Having stated in general the reasons for independence, the evidence is presented in detail. There follows a list of “injuries and usurpations” committed by the King and his ministers, “all having in direct object the establishment of an absolute Tyranny over these states.” The list contains twenty-eight grievances that range over the following: interfering in the legislative processes of the states; ignoring their legislative actions; tampering with their elections, refusing to allow them, or not accepting their results; corrupting the administration of justice; pursuing a policy of militarization, and waging war against the people. The Congress has petitioned the King to end these oppressions “in the most humble terms,” but to no avail.
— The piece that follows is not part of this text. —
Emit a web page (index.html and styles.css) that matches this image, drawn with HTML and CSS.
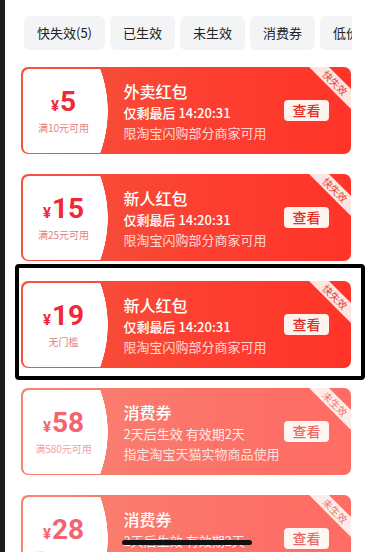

From all this it follows that “A Prince whose character is thus marked by every act which may define a Tyrant, is unfit to be the ruler of a free people.”
It is stated also that the Congress has appealed to British people through their parliament, and to their “native Justice and Magnanimity” and kindred ties, all to no effect
The conclusion follows: “We, therefore, the Representatives of the united States of America, in General Congress, Assembled, appealing to the Supreme Judge of the world for the rectitude of our intentions, do, in the Name, and by the Authority of the good People of these Colonies, solemnly publish and declare, That these United Colonies are, and of Right ought to be Free and Independent States.” The colonies no longer owe any allegiance to the British Crown, and all ties to the State of Great Britain and to its people are dissolved. They are now and hereafter free and independent states, free to wage war, to make peace, to enter into international treaties, and engage in commerce with other nations.
Note that by this unanimous declaration the thirteen states did not create one comprehensive state. Rather, by it, each state became sovereign and independent in its own right. Independence was their common endeavor and goal, and for this purpose they pledged to each other their lives, their fortunes, and their sacred honor. They were now engaged in a mutual endeavor.
The creation of a more perfect union between the states was still to come. Nevertheless, the act of independence was done, and it was irrevocable. And it brought into being a new political consciousness founded on irrefutable principles, among them, the principles of equality, and of the inalienable human rights of life, liberty, and the pursuit of happiness, and, finally, the principle that no government has legitimacy unless its only endeavor is to secure these rights for all of its people. To depart from this endeavor is to enter a path along that leads to tyranny.
Because the act of the Continental Congress declaring independence was an act of Reason it became a model all peoples could follow, and it established a right that all peoples could claim: the right of a people to political independence and by mutual consent to create their own government. It should be no surprise that this universal right of peoples could be the cause of chronic disorder in world history. For instance, it can lead to conflicts between peoples that claim the same land as their home, of which there are many current examples, and conflicts over what constitutes the identity of a people, and over what rights to accord those who do not meet the criteria of identity, and the problem of how to reconcile the right of peoples to be free and independent with the inalienable rights of individual persons to life, liberty, and the pursuit of happiness, which must be everywhere and always observed. Ever since the declaration, it has become the duty of our species to create and maintain a global society in which these irrevocable rights of peoples and of persons are faithfully maintained.
One could write a history of the world from July 4, 1776 to the present with these issues as its focus. But it would be without a conclusion, for that is more to come and we are not mere observers of the narrative but active participants in it, and our histories are only provisional, subject to revision.